Ciolino had long imagined the kitchen’s look.“I already knew I wanted the roof lines to be sloped and for there to be a big, arched wooden doorway and these other whimsical pieces,” he says. Still, he struggled with the functional elements—until he decided to customize Delft-style backsplash tiles. An Etsy maker used Ciolino’s sketches of animals spotted on the property as inspiration. The result, he says, was a design “domino effect.”
Laying the tile became a full production. “We were like, ‘Oh, this is gonna be in this corner. And are there too many ducks over here? Too many chanterelle mushrooms over here? The light’s gonna cover this really cool one. We need to put a blank one there,’” says Ciolino.
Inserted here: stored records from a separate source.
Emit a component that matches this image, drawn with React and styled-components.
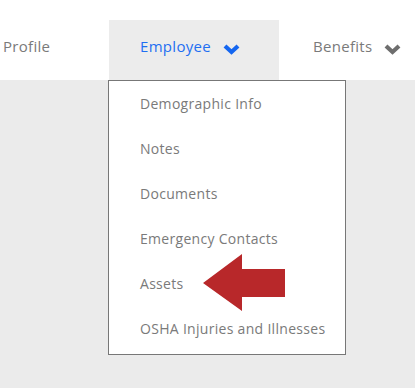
import React from "react";
import styled, { createGlobalStyle } from "styled-components";

const GlobalStyle = createGlobalStyle`
  html, body {
    margin: 0;
    padding: 0;
    background: #ebebeb;
  }
  body {
    font-family: "Open Sans", "Liberation Sans", sans-serif;
  }
`;

const Page = styled.div`
  position: relative;
  width: 415px;
  height: 388px;
  overflow: hidden;
  background: #ebebeb;
`;

const TopBar = styled.div`
  height: 80px;
  background: #ffffff;
  padding-top: 20px;
  box-sizing: border-box;
`;

const Nav = styled.nav`
  display: flex;
  flex-direction: row;
  height: 60px;
`;

const Tab = styled.div`
  position: relative;
  display: flex;
  flex-direction: row;
  align-items: center;
  gap: 11px;
  box-sizing: border-box;
  width: ${({ width }) => (width ? `${width}px` : "auto")};
  flex: ${({ width }) => (width ? "none" : "1")};
  padding-left: ${({ pad }) => pad}px;
  padding-bottom: 9px;
  background: ${({ active }) => (active ? "#ececec" : "transparent")};
  color: ${({ active }) => (active ? "#1f6ff2" : "#7a7a7a")};
  font-size: 15px;
  letter-spacing: 0.3px;
  white-space: nowrap;
`;

const Chevron = styled.svg`
  width: 19px;
  height: 12px;
  margin-top: 6px;
  color: ${({ active }) => (active ? "#1466f0" : "#6e6e6e")};
`;

const Menu = styled.ul`
  position: absolute;
  top: 60px;
  left: -1px;
  box-sizing: border-box;
  width: 238px;
  margin: 0;
  padding: 0 0 3px 0;
  list-style: none;
  background: #ffffff;
  border: 1px solid #777777;
  z-index: 2;
`;

const MenuItem = styled.li`
  height: 45px;
  display: flex;
  align-items: center;
  padding-left: 31px;
  color: #7a7a7a;
  font-size: 14px;
  letter-spacing: 0.3px;
`;

const Arrow = styled.svg`
  position: absolute;
  left: 0;
  top: 0;
  z-index: 3;
  pointer-events: none;
`;

const ChevronIcon = ({ active }) => (
  <Chevron active={active} viewBox="0 0 19 12">
    <polyline
      points="3,3 9.5,9 16,3"
      fill="none"
      stroke="currentColor"
      strokeWidth="4.2"
      strokeLinecap="butt"
      strokeLinejoin="miter"
    />
  </Chevron>
);

const items = [
  "Demographic Info",
  "Notes",
  "Documents",
  "Emergency Contacts",
  "Assets",
  "OSHA Injuries and Illnesses",
];

export default function App() {
  return (
    <Page>
      <GlobalStyle />
      <TopBar>
        <Nav>
          <Tab width={109} pad={3}>
            Profile
          </Tab>
          <Tab width={170} pad={31} active>
            Employee
            <ChevronIcon active />
            <Menu>
              {items.map((item) => (
                <MenuItem key={item}>{item}</MenuItem>
              ))}
            </Menu>
          </Tab>
          <Tab pad={34}>
            Benefits
            <ChevronIcon />
          </Tab>
        </Nav>
      </TopBar>
      <Arrow width="415" height="388" viewBox="0 0 415 388">
        <polygon
          points="203,283 242,254 242,269 285,269 285,297 242,297 242,311"
          fill="#b8282a"
        />
      </Arrow>
    </Page>
  );
}
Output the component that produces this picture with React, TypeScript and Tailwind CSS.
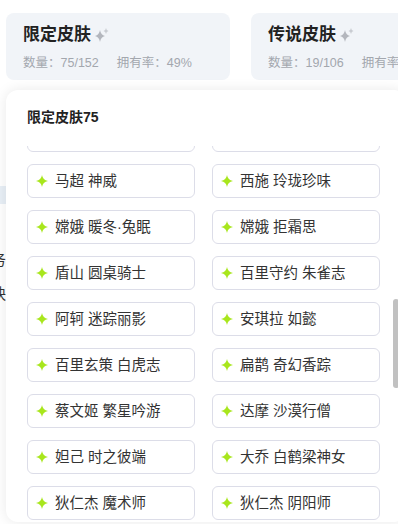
import React from "react";

const rows: [string, string][] = [
  ["貂蝉 仲夏夜之梦", "王昭君 凤凰于飞"],
  ["马超 神威", "西施 玲珑珍味"],
  ["嫦娥 暖冬·兔眠", "嫦娥 拒霜思"],
  ["盾山 圆桌骑士", "百里守约 朱雀志"],
  ["阿轲 迷踪丽影", "安琪拉 如懿"],
  ["百里玄策 白虎志", "扁鹊 奇幻香踪"],
  ["蔡文姬 繁星吟游", "达摩 沙漠行僧"],
  ["妲己 时之彼端", "大乔 白鹤梁神女"],
  ["狄仁杰 魔术师", "狄仁杰 阴阳师"],
];

const font = { fontFamily: '"Liberation Sans", "Noto Sans CJK SC", sans-serif' };

function Sparkle() {
  return (
    <svg width="16" height="16" viewBox="0 0 16 16" className="ml-[3px]">
      <path d="M6 3 Q6.8 8.2 11 9 Q6.8 9.8 6 15 Q5.2 9.8 1 9 Q5.2 8.2 6 3Z" fill="#b3b6bd" />
      <path d="M12 1 Q12.4 3.6 14.5 4 Q12.4 4.4 12 7 Q11.6 4.4 9.5 4 Q11.6 3.6 12 1Z" fill="#c9ccd2" />
    </svg>
  );
}

function Star() {
  return (
    <svg width="12" height="12" viewBox="0 0 12 12" className="shrink-0">
      <path d="M6 0 Q6.8 5.2 12 6 Q6.8 6.8 6 12 Q5.2 6.8 0 6 Q5.2 5.2 6 0Z" fill="#a8e61c" />
    </svg>
  );
}

function Card({ title, count, rate }: { title: string; count: string; rate?: string }) {
  return (
    <div className="w-[224px] h-[67px] shrink-0 rounded-[8px] bg-[#f1f4f8] pl-[17px] pt-[10px]">
      <div className="flex items-center">
        <span className="text-[17px] font-bold text-[#222] leading-[24px]">{title}</span>
        <Sparkle />
      </div>
      <div className="mt-[8px] text-[12.5px] leading-[16px] text-[#a3a7ae] whitespace-nowrap flex gap-[18px]">
        <span>数量：{count}</span>
        <span>拥有率：{rate}</span>
      </div>
    </div>
  );
}

export default function App() {
  return (
    <div className="relative w-[398px] h-[524px] overflow-hidden bg-white" style={font}>
      <div className="flex gap-[21px] pl-[6px] pt-[13px]">
        <Card title="限定皮肤" count="75/152" rate="49%" />
        <Card title="传说皮肤" count="19/106" rate="18%" />
      </div>
      <div className="mt-[106px] h-[18px] w-[20px] bg-[#e8eff6]" />
      <div className="w-[8px] overflow-hidden">
        <div className="-ml-[9px] mt-[48px] text-[15px] leading-[16px] text-[#333]">务</div>
        <div className="-ml-[9px] mt-[18px] text-[15px] leading-[16px] text-[#333]">玦</div>
      </div>

      <div className="absolute left-[6px] top-[90px] w-[400px] h-[432px] rounded-[12px] bg-white shadow-[0_0_14px_rgba(0,0,0,0.09)] overflow-hidden">
        <div className="pl-[21px] pt-[17px] text-[14px] font-bold leading-[20px] text-[#222]">限定皮肤75</div>
        <div className="mt-[19px] h-[376px] overflow-hidden pl-[21px] pr-[26px]">
          <div className="-mt-[28px] grid grid-cols-2 gap-x-[17px] gap-y-[12px]">
            {rows.flat().map((t, i) => (
              <div
                key={i}
                className="h-[34px] rounded-[6px] border border-[#dcdde8] flex items-center pl-[8px] gap-[7px]"
              >
                <Star />
                <span className="text-[14.5px] text-[#333] leading-[20px] whitespace-nowrap">{t}</span>
              </div>
            ))}
          </div>
        </div>
        <div className="absolute left-[387px] top-[209px] w-[6px] h-[89px] rounded-[3px] bg-[#c1c1c1]" />
      </div>
    </div>
  );
}
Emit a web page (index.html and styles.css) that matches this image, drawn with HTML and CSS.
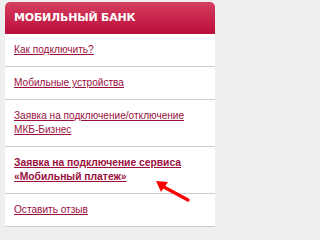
FILE: index.html
```html
<!DOCTYPE html>
<html lang="ru">
<head>
<meta charset="utf-8">
<link rel="stylesheet" href="styles.css">
</head>
<body>
<div class="card">
  <div class="head">МОБИЛЬНЫЙ БАНК</div>
  <ul class="menu">
    <li><a href="#">Как подключить?</a></li>
    <li><a href="#">Мобильные устройства</a></li>
    <li><a href="#">Заявка на подключение/отключение МКБ-Бизнес</a></li>
    <li><a href="#" class="strong">Заявка на подключение сервиса «Мобильный платеж»</a></li>
    <li><a href="#">Оставить отзыв</a></li>
  </ul>
  <svg class="arrow" width="40" height="26" viewBox="0 0 40 26">
    <line x1="35" y1="21" x2="9" y2="7" stroke="#f00" stroke-width="3.2" stroke-linecap="round"/>
    <polygon points="3,2 15,3 8,13" fill="#f00"/>
  </svg>
</div>
</body>
</html>
```
FILE: styles.css
```css
html, body {
  margin: 0;
  padding: 0;
  background: #eeeeee;
}
body {
  font-family: "DejaVu Sans", Verdana, sans-serif;
}
.card {
  position: relative;
  width: 210px;
  margin: 2px 0 0 5px;
  background: #ffffff;
  border-radius: 5px 5px 0 0;
}
.head {
  height: 32px;
  line-height: 32px;
  padding-left: 9px;
  border-radius: 5px 5px 0 0;
  background: linear-gradient(#d5405f, #bb0c3b);
  color: #ffffff;
  font-weight: bold;
  font-size: 11px;
  letter-spacing: -0.2px;
}
.menu {
  list-style: none;
  margin: 0;
  padding: 0;
}
.menu li {
  padding: 9px 8px 9px 9px;
  border-bottom: 1px solid #cccccc;
  font-family: "Liberation Sans", Arial, sans-serif;
  font-size: 10.1px;
  line-height: 14px;
}
.menu a {
  color: #9a0f3e;
  text-decoration: underline;
}
.menu a.strong {
  font-size: 10.3px;
  font-weight: bold;
}
.arrow {
  position: absolute;
  left: 148px;
  top: 177px;
}
```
The yellow kitchen cabinets were a final flourish—an homage to the patch of chanterelles that grow near the home and inspired its name. “It’s not like you’ll be able to see them every time you come and visit, so I wanted there to be a visual nod to them,” says Armato.
Whimsy was the guiding force. “I’m a big daydreamer. I get lost in the clouds often. And I think it’s really fun when you can bring that into a space and encourage it,” says Ciolino. “At dusk every day the property’s blinking with fireflies. The whole property borders the national forest. It feels like you’re in a fairytale. And so to me, the cottage really needed to just fully capture that.”

Their mutual favorite room is the upstairs “canopy” bedroom, wallpapered in Divine Savages’ Where The Wildflowers Grow print. “I really wanted you to feel like you were in a treehouse,” says Ciolino. “Having the wallpaper on the walls and the ceilings means that when you’re laying in bed, it’s all you see. And then out the window, it’s all green, so it feels like a dreamy way to make that come to life.”

To help guests feel at home, the pair stocks the fridge with fresh eggs laid by their ducks. You’ll find a vintage picnic basket filled with glassware, cutlery, and a blanket by the door. And of course, there’s a map of the property so you can easily locate the meadow for stargazing and entry points to hike the forest. Fairytale, achieved.